Raymond’s brothers and sisters make it a point to return to the shores of Lake Sakakawea as often as possible. It is a beautiful day in late spring of 2002, and Bucky is standing beside a small, meandering stream called the Knife River, about a mile northeast of the small county seat of Stanton, North Dakota. Bucky has found the spot, the very spot, where George Catlin was standing when he painted one of his famous landscapes of the Hidatsa Village, with the Knife River in the foreground. On that same piece of muddy bank, beneath the overhanging limbs of the sheltering oaks, Catlin struggled with brush and pen to capture the scene before him for posterity before it had vanished entirely.
“There are dwellings all about me, and they are purely unique,” wrote Catlin, when he lived at the Knife River Villages in 1832. “They are all covered with dirt, the people are all red, and yet distinct from all other red folks I have seen. The horses are wild, every dog is a wolf, the whole moving mass are strangers to me, and the living, in everything, carry an air of intractable wildness about them, and the dead are not buried, but dried upon scaffolds. . . . The groups of lodges around me present a very curious and pleasing appearance, resembling in shape so many potash kettles inverted, and on the tops of these are to be seen groups standing and reclining, whose wild and picturesque appearance it would be difficult to describe. . . . stern warriors, like statues, standing in dignified groups, wrapped in their painted quills of the war eagle, extending their long arms to the east or to the west, pointing to the scenes of their battles, which they are recounting to each other . . .”
“This was our village,” says Bucky, smiling to himself as he takes in the landscape from the spot where Catlin set his easel. “This is where we come from.”

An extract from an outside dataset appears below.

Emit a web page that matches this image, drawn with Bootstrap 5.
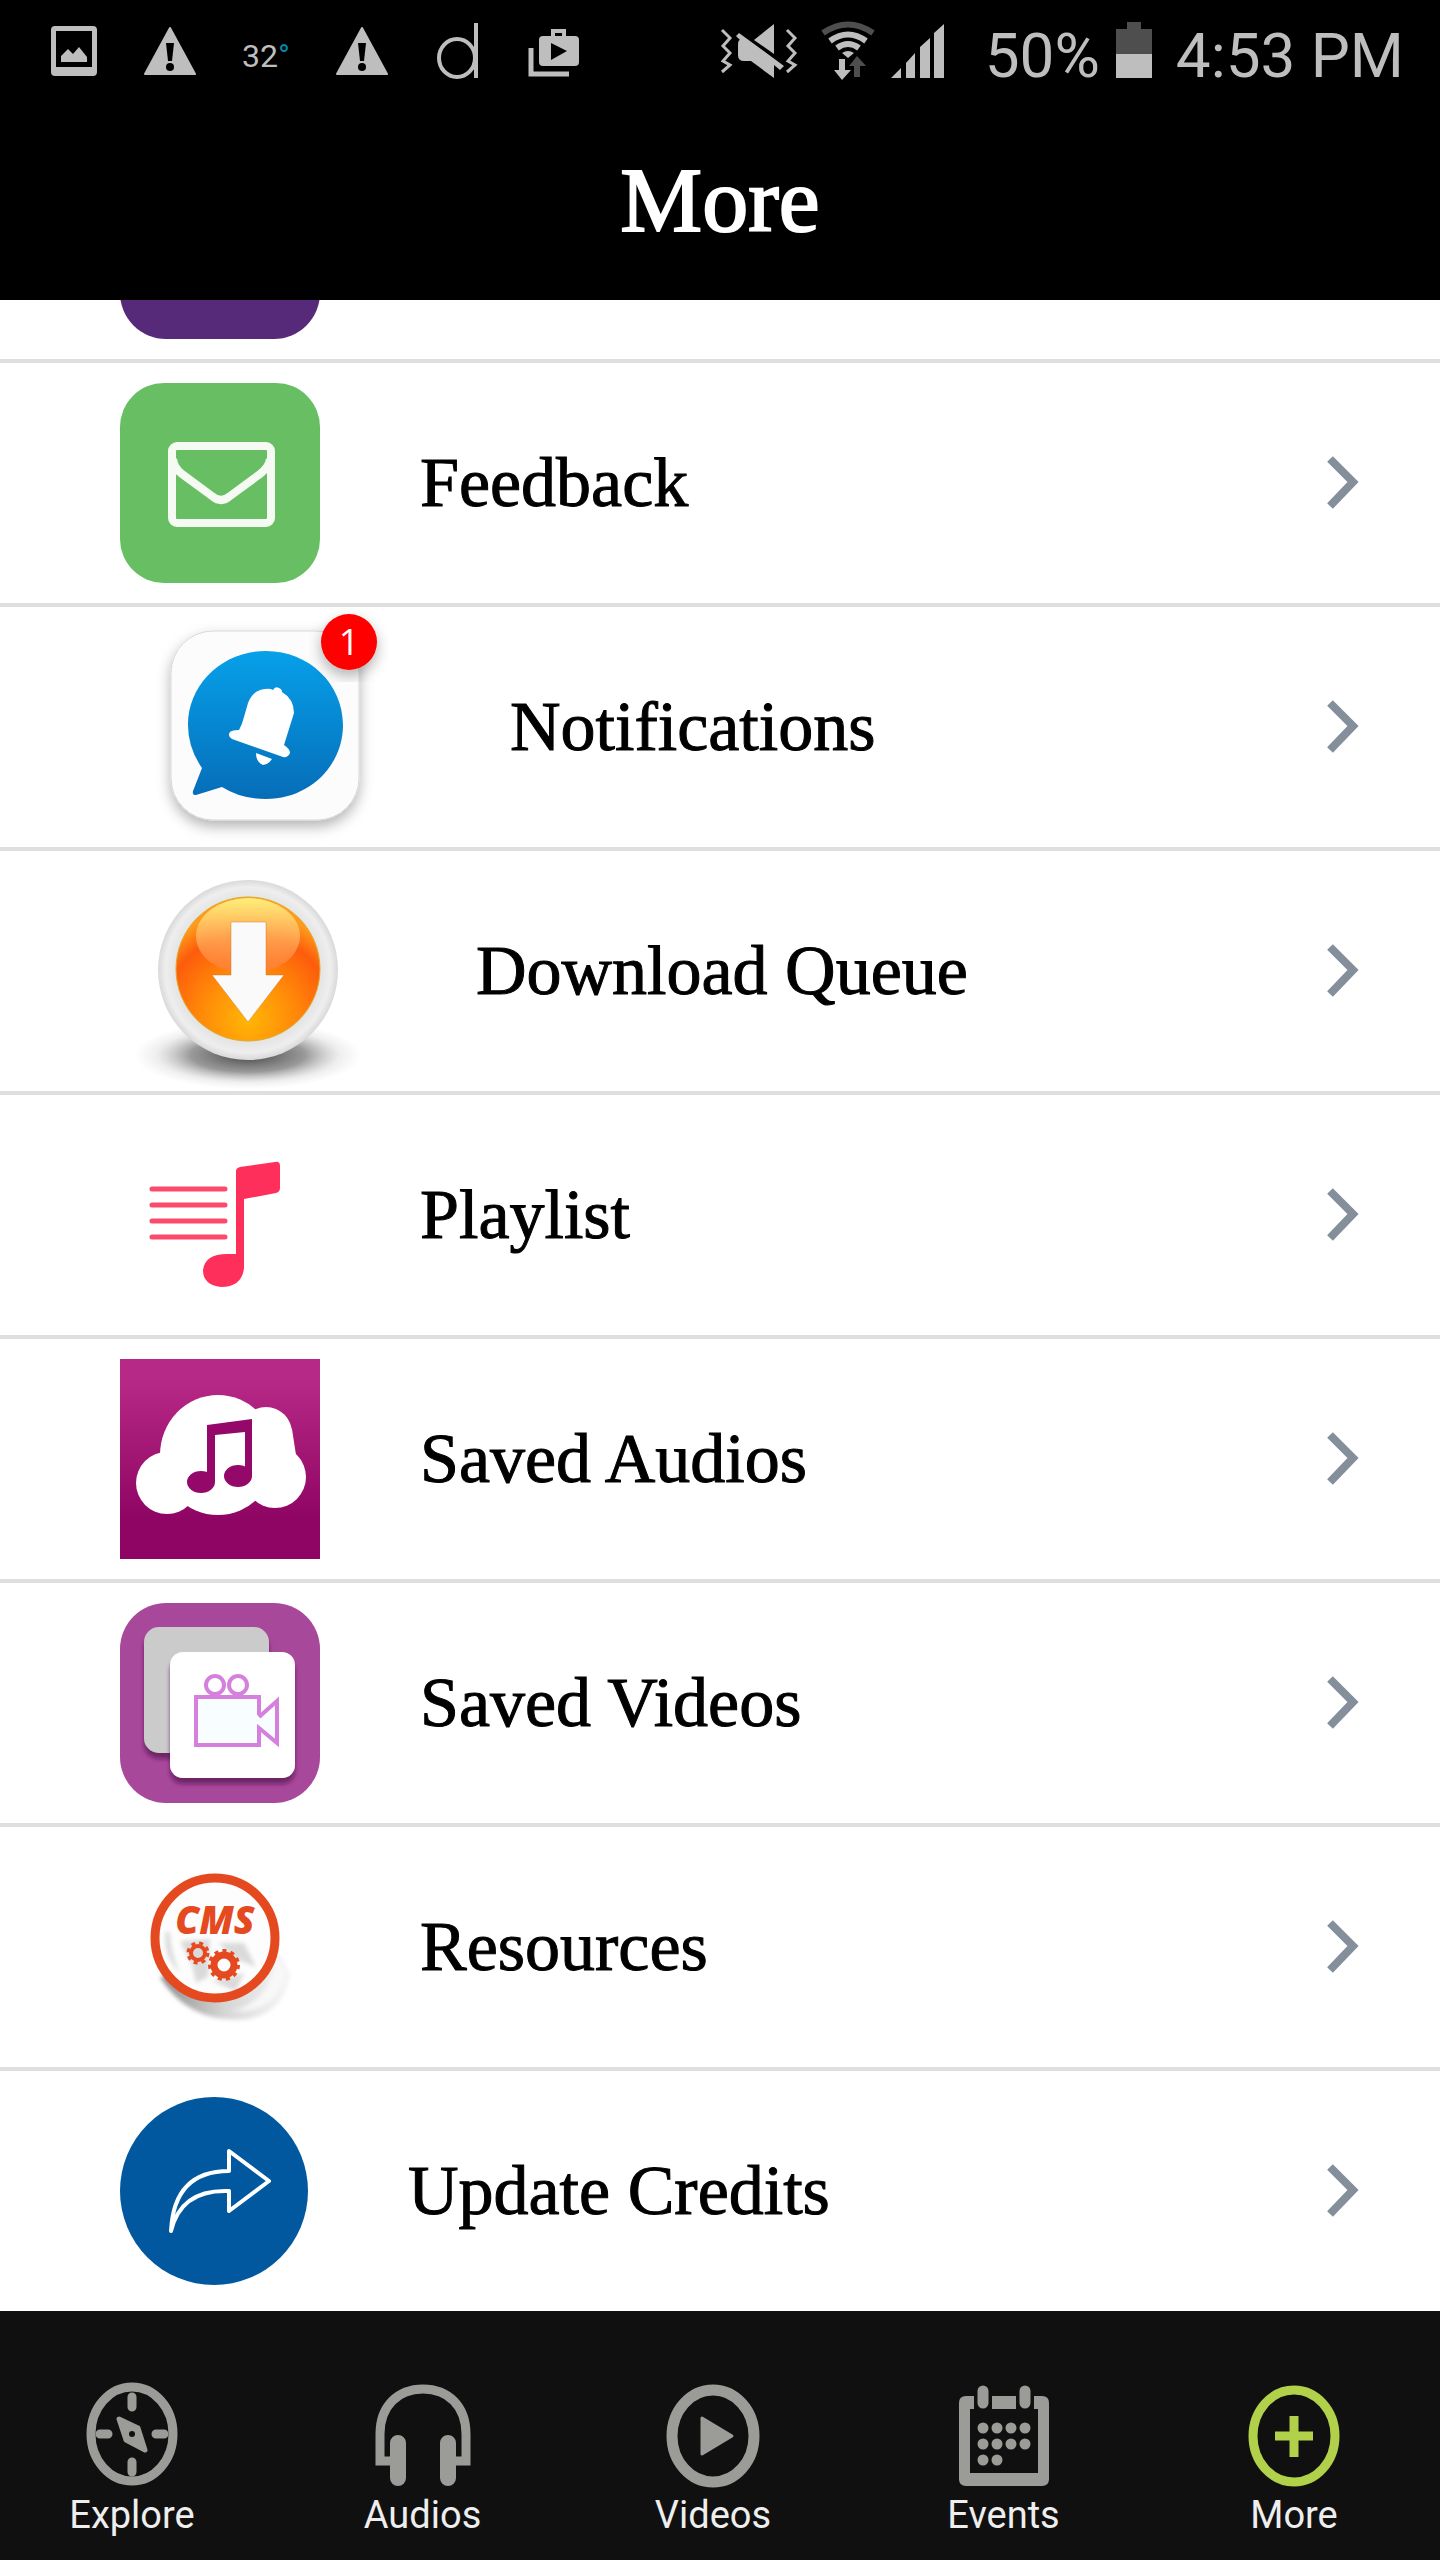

On the trip back to Parshall on Old State Road Number Eight, Bucky and Crusoe carry on in the backseat of the van like schoolboys reliving the pranks of summer camp. Marilyn turns off the road to Stanton at Pick City, just west of Sakakawea Park, and drives up onto the crown of the dam. As if on cue, the voices in the van suddenly go quiet, and the cheerful, sibling banter does not resume until the van is skirting past the town of Riverdale, half a mile east of the dam. Marilyn has promised to take Phyllis and Bucky on a quick side trip up to the lake, to a spot called Indian Point. When we arrive at their favorite lookout, it is immediately obvious why they enjoy coming here. Far below, a light breeze has picked up and corrugated the surface of the lake. The high white clouds overhead hurry off toward evening. Spokes of silver light wheel through the western clouds and skip over the moody surface of the inland sea that spreads beneath us for miles in all directions. Bucky lifts his nose to the wind and fills his lungs. A hawk soars overhead, getting a free ride on the steady currents. Crusoe switches his eyeglasses and squints to the far side. Then, he lifts his arm and points.
“You see where that light’s moving, way over there, in that valley . . . oops, there it went. That was Red Butte. And over there,” he says, swinging his arm fifteen degrees toward the south, “that was Beaver Creek, right between those two low hills.”
“That spot on the water, look at where the light’s hitting . . .” says Phyllis. She’s pointing at something in the middle of the lake, where a medallion of sunlight has burst across the gray surface.
“That’s right where our place was,” says Marilyn.
“That’s what I thought,” says Phyllis.
“Sure is,” says Bucky. He points, too. “Look, it’s moving right across the horse pasture, up toward the house.”
The four of them stand there, side by side, and gaze out across the water from this promontory. Tired and cold, Phyllis turns first and heads back to the van, then Marilyn and Crusoe, with Crusoe helping his older sister up onto the seat. Bucky cannot quite tear himself away. “I’ll just be a minute,” he says. Then, after another moment of reflection, Bucky begins talking, as though he is sorting things out by telling himself a story.
“Our experience of the dam was violent,” he begins. “It tore families apart behind a thousand doors. It had the effect of disass
imilating people from their origin, and ripping up their identities, and tossing them to the winds of fate and misfortune like so much confetti. In Elbowoods, we still had the old relationships that were very much like the villages on the Knife River. And at Nishu and Shell Creek, Red Butte and Independence, these communities were the last connection we had to the Knife River Villages, to a world that was defined by a beautiful web of relationships, of relatedness. Today, when my brothers and sisters and I look out across this lake to where our communities once thrived and sustained us, we don’t only lament the loss of the physical place. Surely, we loved that land more than any other. But what was taken away was more than the land. We look out across that water today and we are reminded that as a people, we were whole once. We sang and we danced. We have to live with that loss every day. What the Allotment Era started in the 1800s, the Garrison Dam finished. Now, it is up to us, to this generation, to start dancing again.”
If the people of the Mandan, Hidatsa, and Arikara nations are to begin dancing again, in earnest, Raymond Cross believes the arduous process of re-creation will have to begin with a reaffirmation of the spiritual laws that sustained their ancestors through the mortal trials endured by countless generations. Among the tribes that met 150 years ago at the confluence of the Platte and Horse Creek, this spiritual law was called the wouncage. Translated from Crow, Mandan, or Sioux, wouncage is today known as the Sacred Trust. Put simply, that trust is an expression of the communal reverence shown by the people of a tribe or community for the originating force that makes the wind, that brings the clouds, that carries the rain, that falls to the grass, that feeds the buffalo to nourish the man. For millennia, from the Arctic Circle to the tip of Chile, the native people of the western hemisphere have seen themselves living inside this circle as its guardians, as have all the great spiritual leaders of the world’s great religions. The wouncage tells them that no good has ever come from leaving that circle, or breaking the trust.